I suppose I should begin begin by referring to PR systems as so-called PR systems, given that proportionality is defined in narrow terms: that is, the relationship of votes to seats. It leaves out the fundamental element of political power. 10% of votes = 10% of seats does not then equal ten per cent of the negotiating power in the House of Commons. It can constitute considerably more. Indeed, if we define proportionality in terms of the ratio of votes and time spent in government, then according to one study the UK has proved to be more proportional than other Western systems.
Then there is the issue of accountability. Much of the debate has fcoused on the hiring side and not enough on the firing side of government. As the distinguished philosopher, Sir Karl Popper, recognised, the essence of democracy is the capacity of citizens to get rid of the body in power and to do so in a peaceful way. He advanced a new problem as fundamental to rational political theory: “The new problem, as distinct from the old ‘Who should rule?’, can be formulated as follows: how is the state to be constituted so that bad rulers can be got rid of without bloodshed, without violence?” The current electoral system, as he recognised, is central to ensuring that a government can be removed, swiftly and cleanly. The system facilitates – it does not guarantee, but it facilitates in a way that other systems do not – the return of a single party to government. There is thus one body, the party-in-government, that is responsible for public policy. There is no opportunity for buck passing between parties or between different political bodies. Electors know precisely which body to hold accountable for public policy. If they disapprove, they can sweep it from office. Election day, in Popper’s words, is Judgement Day.

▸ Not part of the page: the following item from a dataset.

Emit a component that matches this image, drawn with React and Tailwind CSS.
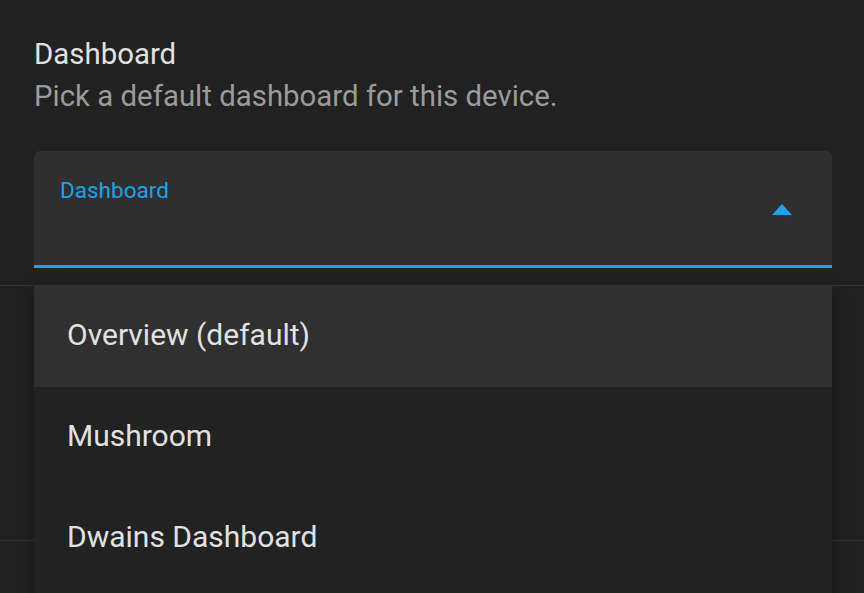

We are told that our present system generates ‘wasted votes’, but wasted in relation to what? There is the danger of getting a greater say in the choice of the local MP at the expense of being able to determine who is in government. It is also possible under PR to generate a complete set of wasted votes. Take the elections to the National Assembly for Wales in 2007. Wales ended up with a Labour-Plaid Cymru coalition. How many electors voted definitively for a Lab+PC coalition? Not one. It has less legitimacy than a government elected under the first-past-the-post system. And if the coalition parties fight the next election as separate parties, there is no one body to be held to account for the actions of government. But does not PR otherwise ensure that most votes count? Not exactly. There is a minority SNP government in Scotland. In other words, most electors voted for parties other than the winning party.
There are other arguments against PR systems – I have quite a long list – and it is important to remember that PR is a generic term. It encompasses a range of systems, each with its own problems. There are problems with list systems and with the single transferable vote (used by 0.1% of the world’s electors, compared to the most popular system – first past the post), as well as with the others being proposed. Once one pits FPTP against a real alternative – rather than some abstract term – one begins to see the merits of what we have.